The Treasury is braced for payouts that could total hundreds of millions as many of the 685 sub-postmasters who were convicted could claim damages.
'The scandal, labelled the biggest miscarriage of justice in UK history, has already cost the taxpayer £254million in legal fees and compensation.
Campaigners have demanded that police investigate Post Office bosses and Paula Vennells, who presided over the scandal as chief executive from 2012 to 2019, has faced calls to be stripped of her CBE.
Tory peer Lord Arbuthnot said: 'It wasn't until November last year we discovered the Post Office had known for many, many years that their entire prosecution process was riddled with deception, something they then tried to cover up with their shredding of documents.
'It is high time the police began to take a serious look at whether the Post Office management have been perverting the course of justice.'
In total there are believed to be 3,000 postmaster victims who lost their livelihoods, were bankrupted and fell into ill-health after being chased for 'missing' cash.
The Prime Minister has launched an independent inquiry into the Horizon IT scandal and the police are investigating two Post Office IT experts, which could result in charges of perjury.
Last year a judge said the Post Office's computer experts knew about problems in its IT system in 1999 – 15 years before the company stopped prosecuting postmasters.
But despite the gravity of the case, not a single Post Office boss, civil servant or minister has been sacked.
Paula Vennells, 62, who ran the company between 2012 and 2019, is accused of covering up the fiasco and dragging hundreds of postmasters into the costly court battle.
She has been forced to resign from a series of prestigious roles but has held on to her CBE for 'services to the Post Office and charity'.
The Post Office earlier said:
'Our priority is to fairly resolve the applications... as soon as possible.'
Mr Furey said the CWU wanted the Post Office's former CEO Paula Vennells to be stripped of her CBE.
Ms Vennells was the chief executive during the period where hundreds of postmasters were blamed for losses from branch accounts because of errors in the Horizon computer system.
An ordained priest, she joined the Post Office in 2007 and was promoted to CEO in 2012. She is said to have known that money could appear to be missing from the accounts.
After leaving the Post Office, she landed roles as an adviser to the Cabinet Office and chairman of Imperial College Healthcare NHS Trust in London.
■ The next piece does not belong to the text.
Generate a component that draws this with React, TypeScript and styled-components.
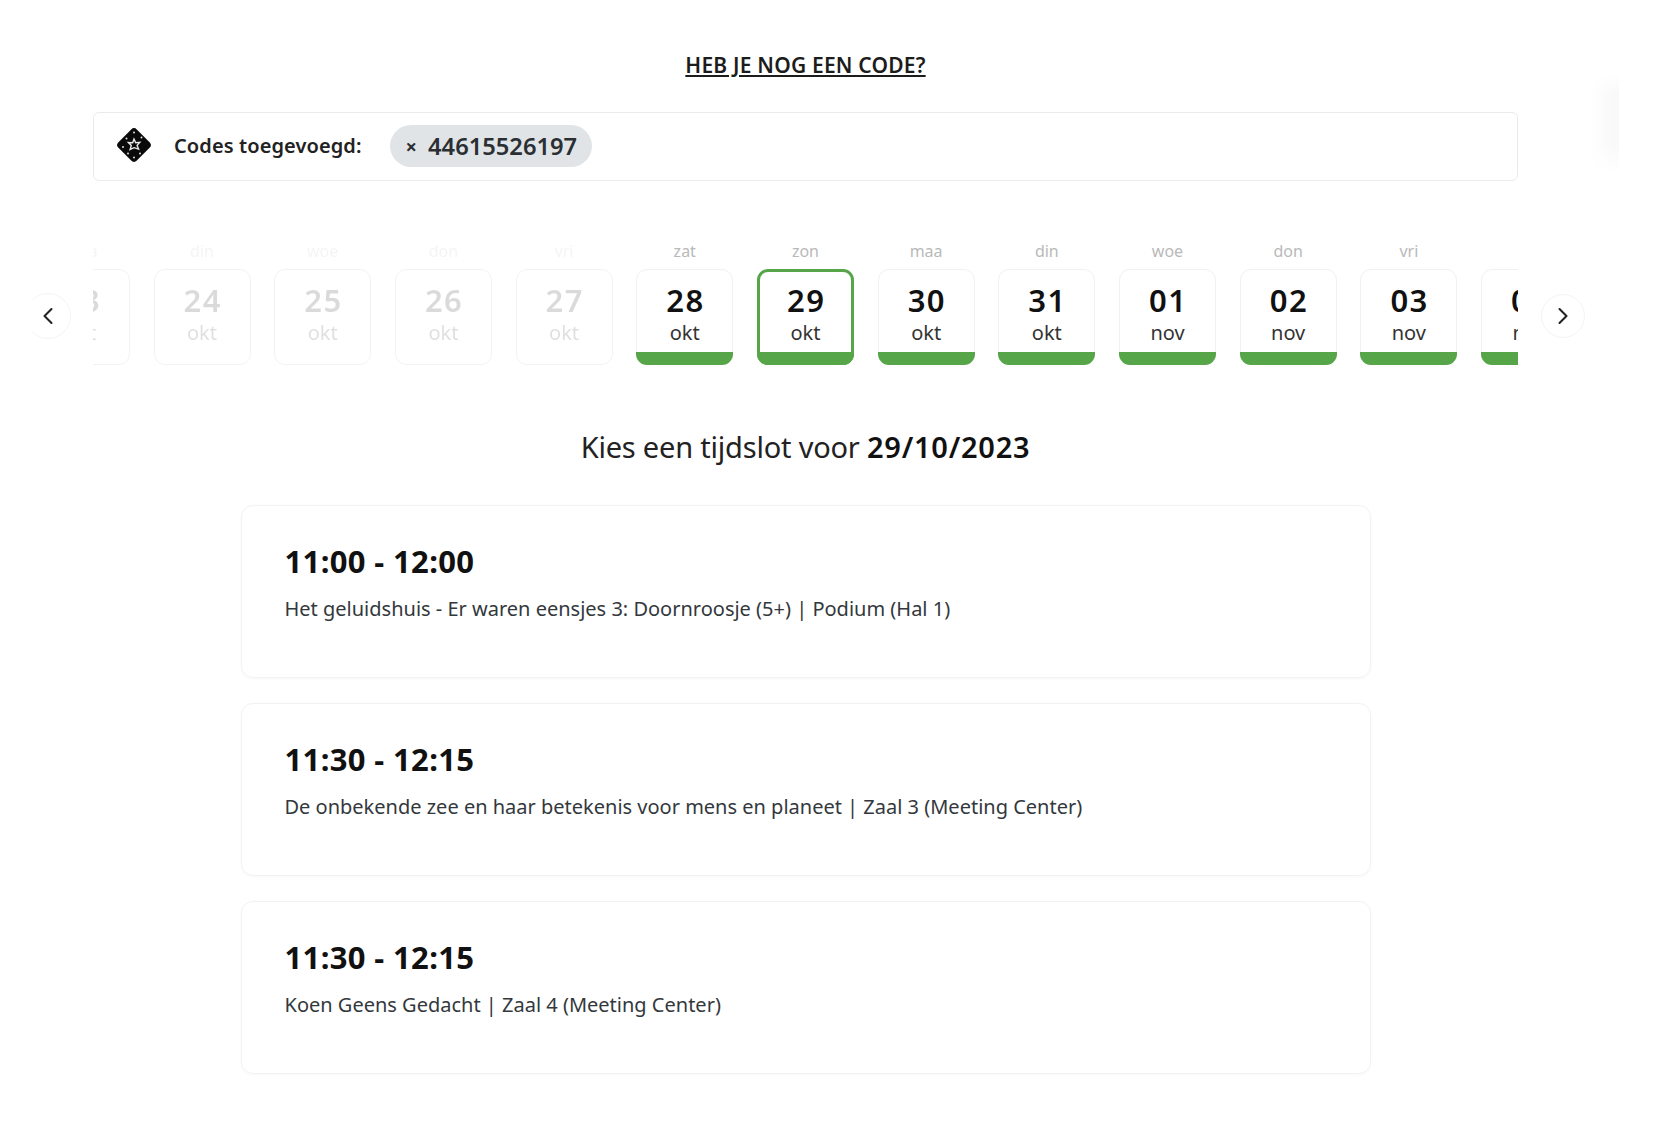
import React from 'react';
import styled, { createGlobalStyle } from 'styled-components';
import { ChevronLeft, ChevronRight } from 'lucide-react';

const FONT = '"Noto Sans", "Open Sans", sans-serif';

const GlobalStyle = createGlobalStyle`
  html, body {
    margin: 0;
    padding: 0;
    background: #fff;
  }
  body {
    font-family: ${FONT};
    color: #111;
  }
`;

const Page = styled.main`
  position: relative;
  width: 1425px;
  height: 1140px;
  margin-left: 93px;
  padding-top: 53px;
  box-sizing: border-box;
`;

const SideGlow = styled.div`
  position: absolute;
  left: 1498px;
  top: 74px;
  width: 28px;
  height: 100px;
  background: linear-gradient(90deg, #fff, #f9f9f9 75%);
  mask-image: linear-gradient(180deg, transparent, #000 20%, #000 70%, transparent);
`;

const CodeLink = styled.a`
  display: block;
  text-align: center;
  font-size: 21px;
  line-height: 24px;
  font-weight: 600;
  color: #1c1c1c;
  text-decoration: underline;
  letter-spacing: 0.2px;
`;

const CodesBar = styled.section`
  display: flex;
  align-items: center;
  height: 69px;
  margin-top: 35px;
  padding: 0 0 3px 22px;
  box-sizing: border-box;
  border: 1px solid #ebebeb;
  border-radius: 6px;
`;

const CodesLabel = styled.span`
  margin-left: 22px;
  font-size: 20px;
  font-weight: 600;
  color: #222;
  letter-spacing: 0.1px;
`;

const CodeChip = styled.span`
  display: inline-flex;
  align-items: center;
  height: 42px;
  margin: 2px 0 0 28px;
  padding: 0 15px 0 16px;
  border-radius: 21px;
  background: #e1e4e6;
  font-size: 23.7px;
  font-weight: 600;
  color: #2a2f33;
`;

const ChipClose = styled.span`
  margin-right: 11px;
  font-size: 20px;
  font-weight: 700;
`;

const Carousel = styled.section`
  display: flex;
  align-items: flex-end;
  margin: 59px 0 0 -68px;
`;

const ArrowButton = styled.button<{ $size: number; $clip?: boolean }>`
  display: flex;
  align-items: center;
  justify-content: center;
  flex: none;
  width: ${({ $size }) => $size}px;
  height: ${({ $size }) => $size}px;
  margin-bottom: ${({ $size }) => 49 - $size / 2}px;
  padding: 0;
  background: #fff;
  border: 1px solid #f4f4f4;
  border-radius: 50%;
  color: #222;
  clip-path: ${({ $clip }) => ($clip ? 'inset(0 0 0 7px)' : 'none')};
`;

const Viewport = styled.div`
  flex: none;
  width: 1425px;
  margin: 0 23px 0 22px;
  overflow: hidden;
`;

const Track = styled.div`
  display: flex;
  gap: 23.7px;
  margin-left: -60.2px;
`;

const DayColumn = styled.div<{ $past?: boolean }>`
  flex: none;
  width: 97px;
  opacity: ${({ $past }) => ($past ? 0.15 : 1)};
`;

const Weekday = styled.div`
  height: 22px;
  margin-bottom: 7px;
  text-align: center;
  font-size: 16px;
  line-height: 22px;
  color: #b9b9b9;
`;

const DayCard = styled.div<{ $selected?: boolean; $past?: boolean }>`
  position: relative;
  display: flex;
  flex-direction: column;
  align-items: center;
  height: 96px;
  box-sizing: border-box;
  padding-top: ${({ $selected }) => ($selected ? '10px' : '12px')};
  border: ${({ $selected, $past }) =>
    $selected ? '3px solid #56a548' : `1px solid ${$past ? '#aaa' : '#f1f1f1'}`};
  border-radius: 11px;
  &::after {
    content: '';
    display: ${({ $past }) => ($past ? 'none' : 'block')};
    position: absolute;
    left: ${({ $selected }) => ($selected ? '-3px' : '-1px')};
    right: ${({ $selected }) => ($selected ? '-3px' : '-1px')};
    bottom: ${({ $selected }) => ($selected ? '-3px' : '-1px')};
    height: 13px;
    border-radius: 0 0 11px 11px;
    background: #56a548;
  }
`;

const DayNumber = styled.div`
  padding-left: 1.5px;
  font-size: 31px;
  line-height: 36px;
  font-weight: 600;
  letter-spacing: 1.5px;
  color: #111;
`;

const MonthName = styled.div`
  margin-top: 2px;
  font-size: 20px;
  line-height: 26px;
  color: #333;
`;

const SlotHeading = styled.h2`
  margin: 63px 0 39px;
  text-align: center;
  font-size: 29px;
  line-height: 38px;
  font-weight: 400;
  letter-spacing: -0.2px;
  color: #222;
  b {
    font-weight: 600;
    letter-spacing: 0.75px;
    color: #111;
  }
`;

const SlotList = styled.div`
  display: flex;
  flex-direction: column;
  gap: 25px;
  width: 1130px;
  margin: 0 auto;
`;

const SlotCard = styled.article`
  height: 173px;
  box-sizing: border-box;
  padding: 35px 43px 0;
  border: 1px solid #f2f2f2;
  border-radius: 12px;
  box-shadow: 0 1px 3px rgba(0, 0, 0, 0.03);
`;

const SlotTime = styled.h3`
  margin: 0;
  font-size: 31px;
  line-height: 40px;
  font-weight: 700;
  letter-spacing: 0.35px;
  color: #111;
`;

const SlotTitle = styled.p`
  margin: 14px 0 0;
  font-size: 20px;
  line-height: 28px;
  color: #33383c;
`;

function TicketIcon() {
  return (
    <svg width="36" height="38" viewBox="0 0 36 38" aria-hidden="true">
      <rect x="5" y="6" width="26" height="26" rx="4" transform="rotate(45 18 19)" fill="#0a0a0a" />
      <path
        d="M18 13l1.7 3.7 4.1-.3-2.7 3 1.5 3.8-4.5-1.5-4 1.8 1.2-4.1-2.9-2.9 4.3.2z"
        fill="none"
        stroke="#e8e8e8"
        strokeWidth="1.4"
      />
      <g fill="#e0e0e0">
        <circle cx="18" cy="6.5" r="1" />
        <circle cx="25.5" cy="11.5" r="1" />
        <circle cx="10.5" cy="12.5" r="1" />
        <circle cx="7" cy="21" r="1" />
        <circle cx="12" cy="27.5" r="1" />
        <circle cx="24" cy="27.5" r="1" />
        <circle cx="18" cy="31.5" r="1" />
      </g>
    </svg>
  );
}

const DAYS = [
  { weekday: 'maa', day: '23', month: 'okt', past: true },
  { weekday: 'din', day: '24', month: 'okt', past: true },
  { weekday: 'woe', day: '25', month: 'okt', past: true },
  { weekday: 'don', day: '26', month: 'okt', past: true },
  { weekday: 'vri', day: '27', month: 'okt', past: true },
  { weekday: 'zat', day: '28', month: 'okt' },
  { weekday: 'zon', day: '29', month: 'okt', selected: true },
  { weekday: 'maa', day: '30', month: 'okt' },
  { weekday: 'din', day: '31', month: 'okt' },
  { weekday: 'woe', day: '01', month: 'nov' },
  { weekday: 'don', day: '02', month: 'nov' },
  { weekday: 'vri', day: '03', month: 'nov' },
  { weekday: 'zat', day: '04', month: 'nov' },
];

const SLOTS = [
  { time: '11:00 - 12:00', title: 'Het geluidshuis - Er waren eensjes 3: Doornroosje (5+) | Podium (Hal 1)' },
  { time: '11:30 - 12:15', title: 'De onbekende zee en haar betekenis voor mens en planeet | Zaal 3 (Meeting Center)' },
  { time: '11:30 - 12:15', title: 'Koen Geens Gedacht | Zaal 4 (Meeting Center)' },
];

export default function App() {
  return (
    <Page>
      <GlobalStyle />
      <SideGlow />
      <CodeLink>HEB JE NOG EEN CODE?</CodeLink>
      <CodesBar>
        <TicketIcon />
        <CodesLabel>Codes toegevoegd:</CodesLabel>
        <CodeChip>
          <ChipClose>×</ChipClose>
          44615526197
        </CodeChip>
      </CodesBar>
      <Carousel>
        <ArrowButton $size={46} $clip>
          <ChevronLeft size={28} strokeWidth={1.8} />
        </ArrowButton>
        <Viewport>
          <Track>
            {DAYS.map((d) => (
              <DayColumn key={d.day} $past={d.past}>
                <Weekday>{d.weekday}</Weekday>
                <DayCard $selected={d.selected} $past={d.past}>
                  <DayNumber>{d.day}</DayNumber>
                  <MonthName>{d.month}</MonthName>
                </DayCard>
              </DayColumn>
            ))}
          </Track>
        </Viewport>
        <ArrowButton $size={44}>
          <ChevronRight size={28} strokeWidth={1.8} />
        </ArrowButton>
      </Carousel>
      <SlotHeading>
        Kies een tijdslot voor <b>29/10/2023</b>
      </SlotHeading>
      <SlotList>
        {SLOTS.map((s) => (
          <SlotCard key={s.title}>
            <SlotTime>{s.time}</SlotTime>
            <SlotTitle>{s.title}</SlotTitle>
          </SlotCard>
        ))}
      </SlotList>
    </Page>
  );
}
She was given a CBE in 2019 for services to the Post Office and to charity.
The married mother-of-two kept the £4.5million she earnt during her Post Office tenure, and receives £140,000 a year advising supermarket chain Morrisons and homeware retailer Dunelm.
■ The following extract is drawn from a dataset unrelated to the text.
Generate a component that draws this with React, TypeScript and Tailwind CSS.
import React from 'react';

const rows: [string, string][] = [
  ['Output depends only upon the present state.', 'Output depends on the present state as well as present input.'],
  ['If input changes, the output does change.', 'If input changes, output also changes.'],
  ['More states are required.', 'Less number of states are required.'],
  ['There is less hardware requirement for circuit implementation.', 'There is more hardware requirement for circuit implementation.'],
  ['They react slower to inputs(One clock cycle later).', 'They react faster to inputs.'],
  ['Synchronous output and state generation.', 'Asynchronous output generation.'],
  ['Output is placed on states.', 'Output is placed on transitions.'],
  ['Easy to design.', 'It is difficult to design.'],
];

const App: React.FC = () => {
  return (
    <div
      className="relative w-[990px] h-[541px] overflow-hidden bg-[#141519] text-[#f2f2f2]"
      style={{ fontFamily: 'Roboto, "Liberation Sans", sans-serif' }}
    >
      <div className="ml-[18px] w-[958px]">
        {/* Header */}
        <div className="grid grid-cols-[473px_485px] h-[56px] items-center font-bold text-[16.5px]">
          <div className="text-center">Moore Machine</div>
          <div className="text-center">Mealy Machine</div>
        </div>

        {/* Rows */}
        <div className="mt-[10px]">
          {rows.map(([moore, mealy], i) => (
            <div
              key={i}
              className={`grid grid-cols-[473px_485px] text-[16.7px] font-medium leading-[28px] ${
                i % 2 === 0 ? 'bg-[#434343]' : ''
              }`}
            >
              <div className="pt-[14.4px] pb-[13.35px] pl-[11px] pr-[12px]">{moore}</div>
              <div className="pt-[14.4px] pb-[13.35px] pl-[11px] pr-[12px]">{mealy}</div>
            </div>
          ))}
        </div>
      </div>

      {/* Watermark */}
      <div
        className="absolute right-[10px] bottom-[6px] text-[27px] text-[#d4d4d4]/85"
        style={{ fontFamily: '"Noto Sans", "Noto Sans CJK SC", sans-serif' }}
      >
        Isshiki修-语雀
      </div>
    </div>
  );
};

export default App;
In June last year, she was forced to step back from the Church of England's ethical investment advisory group due to the furore over the scandal.
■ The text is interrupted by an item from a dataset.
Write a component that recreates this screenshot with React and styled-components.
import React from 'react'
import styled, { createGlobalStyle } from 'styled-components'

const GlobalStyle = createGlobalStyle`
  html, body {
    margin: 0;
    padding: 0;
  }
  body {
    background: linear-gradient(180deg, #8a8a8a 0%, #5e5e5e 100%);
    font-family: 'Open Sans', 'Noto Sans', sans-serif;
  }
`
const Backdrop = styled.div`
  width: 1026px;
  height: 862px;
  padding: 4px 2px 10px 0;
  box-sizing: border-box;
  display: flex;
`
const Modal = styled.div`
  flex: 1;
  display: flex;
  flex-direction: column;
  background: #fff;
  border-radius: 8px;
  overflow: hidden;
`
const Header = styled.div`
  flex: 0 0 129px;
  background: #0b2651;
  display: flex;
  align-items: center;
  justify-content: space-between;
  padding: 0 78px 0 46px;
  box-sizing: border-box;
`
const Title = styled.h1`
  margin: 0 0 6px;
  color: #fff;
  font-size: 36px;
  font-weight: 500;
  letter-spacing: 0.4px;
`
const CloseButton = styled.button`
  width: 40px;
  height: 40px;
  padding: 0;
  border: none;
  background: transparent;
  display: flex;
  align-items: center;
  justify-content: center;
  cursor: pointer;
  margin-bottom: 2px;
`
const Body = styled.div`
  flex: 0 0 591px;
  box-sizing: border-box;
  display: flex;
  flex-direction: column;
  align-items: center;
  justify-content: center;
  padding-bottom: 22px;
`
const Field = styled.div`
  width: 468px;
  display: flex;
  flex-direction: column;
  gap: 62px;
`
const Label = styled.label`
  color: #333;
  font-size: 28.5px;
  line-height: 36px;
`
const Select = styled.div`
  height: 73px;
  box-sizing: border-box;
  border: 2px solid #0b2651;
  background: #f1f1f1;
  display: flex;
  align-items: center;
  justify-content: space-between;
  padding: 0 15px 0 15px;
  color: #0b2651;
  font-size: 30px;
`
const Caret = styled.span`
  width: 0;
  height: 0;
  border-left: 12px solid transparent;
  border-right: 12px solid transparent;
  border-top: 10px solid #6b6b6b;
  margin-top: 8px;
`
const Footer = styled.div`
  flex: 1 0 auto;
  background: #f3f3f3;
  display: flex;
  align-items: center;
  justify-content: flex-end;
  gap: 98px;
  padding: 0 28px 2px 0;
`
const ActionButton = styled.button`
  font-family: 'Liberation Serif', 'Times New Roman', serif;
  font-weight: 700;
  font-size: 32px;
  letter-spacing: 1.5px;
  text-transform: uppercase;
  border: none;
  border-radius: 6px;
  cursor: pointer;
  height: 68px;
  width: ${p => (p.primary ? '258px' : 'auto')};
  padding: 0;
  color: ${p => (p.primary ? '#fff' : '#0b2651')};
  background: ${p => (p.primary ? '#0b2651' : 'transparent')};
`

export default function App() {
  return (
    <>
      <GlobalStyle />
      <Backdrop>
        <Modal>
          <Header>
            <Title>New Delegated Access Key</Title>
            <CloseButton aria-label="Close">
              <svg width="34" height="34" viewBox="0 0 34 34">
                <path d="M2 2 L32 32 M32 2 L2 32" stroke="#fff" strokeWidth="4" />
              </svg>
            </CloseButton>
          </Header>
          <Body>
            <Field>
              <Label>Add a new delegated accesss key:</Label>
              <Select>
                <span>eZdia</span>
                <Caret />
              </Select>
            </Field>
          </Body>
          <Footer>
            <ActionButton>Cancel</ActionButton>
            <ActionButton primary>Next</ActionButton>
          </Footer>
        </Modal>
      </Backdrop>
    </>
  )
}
In evidence to the Commons business committee she sought to shift the blame for the IT scandal, insisting she did not approve prosecutions of her staff and was misled by computer experts. She was accused of treating postmasters 'with contempt and derision'.
Lord Justice Holroyde said the Court of Appeal had concluded that, in those three cases, 'the reliability of Horizon data was not essential to the prosecution case and that the convictions are safe'.
In the Court of Appeal's written ruling, Lord Justice Holroyde said Post Office Limited (POL) 'knew that there were problems with Horizon'.
The judge added: 'POL knew that subpostmasters around the country had complained of inexplicable discrepancies in the accounts.
'POL knew that different bugs, defects and errors had been detected well beyond anything which might be regarded as a period of initial teething problems.
'In short, POL knew that there were serious issues about the reliability of Horizon.'
Lord Justice Holroyde continued: 'Yet it does not appear that POL adequately considered or made relevant disclosure of problems with or concerns about Horizon in any of the cases at any point during that period.
'On the contrary, it consistently asserted that Horizon was robust and reliable.
'Nor does it appear that any attempt was made to investigate the assertions of subpostmasters that there must be a problem with Horizon.
'The consistent failure of POL to be open and honest about the issues affecting Horizon can, in our view, only be explained by a strong reluctance to say or do anything which might lead to other subpostmasters knowing about those issues.'
The court's written ruling also said: 'These pervasive failures of investigation and disclosure went in each case to the very heart of the prosecution.
'Whatever charges were brought against an individual appellant, and whatever pleas may ultimately have been accepted, the whole basis of each prosecution was that money was missing from the branch account: there was an actual shortfall, which had been caused by theft on the part of the subpostmaster, or at best had been covered up by false accounting or fraud on the part of the subpostmaster.
'But in the 'Horizon cases', there was no evidence of a shortfall other than the Horizon data.
'If the Horizon data was not reliable, there was no basis for the prosecution.
'The failures of investigation and disclosure prevented the appellants from challenging, or challenging effectively, the reliability of the data.
'In short, POL as prosecutor brought serious criminal charges against the subpostmasters on the basis of Horizon data, and by its failures to discharge its clear duties it prevented them from having a fair trial on the issue of whether that data was reliable.'
Allowing 39 of the appeals on the grounds that those subpostmasters' prosecutions were 'an affront to the conscience of the court', Lord Justice Holroyde said: 'Throughout the period covered by these prosecutions POL's approach to investigation and disclosure was influenced by what was in the interests of POL, rather than by what the law required.'
The judge said there was 'clear evidence of systemic failures by POL over many years', with the same failures occurring in 'case after case, year after year'.
He added: 'POL as prosecutor knew that the consequences of conviction for a subpostmaster would be, and were, severe ... many of these appellants went to prison.'
The judge continued: 'Those that did not suffered other penalties imposed by the courts; all would have experienced the anxiety associated with what they went through; all suffered financial losses, in some cases resulting in bankruptcy; some suffered breakdowns in family relationships; some were unable to find or retain work as a result of their convictions - causing further financial and emotional burdens; some suffered breakdowns in health; all suffered the shame and humiliation of being reduced from a respected local figure to a convicted criminal; and three ... have gone to their graves carrying that burden.'
The Post Office conceded that 39 of the 42 appellants' appeals should be allowed, on the basis that 'they did not or could not have a fair trial'.
But it had opposed 35 of those 39 cases on a second ground of appeal, which is that the prosecutions were 'an affront to justice'.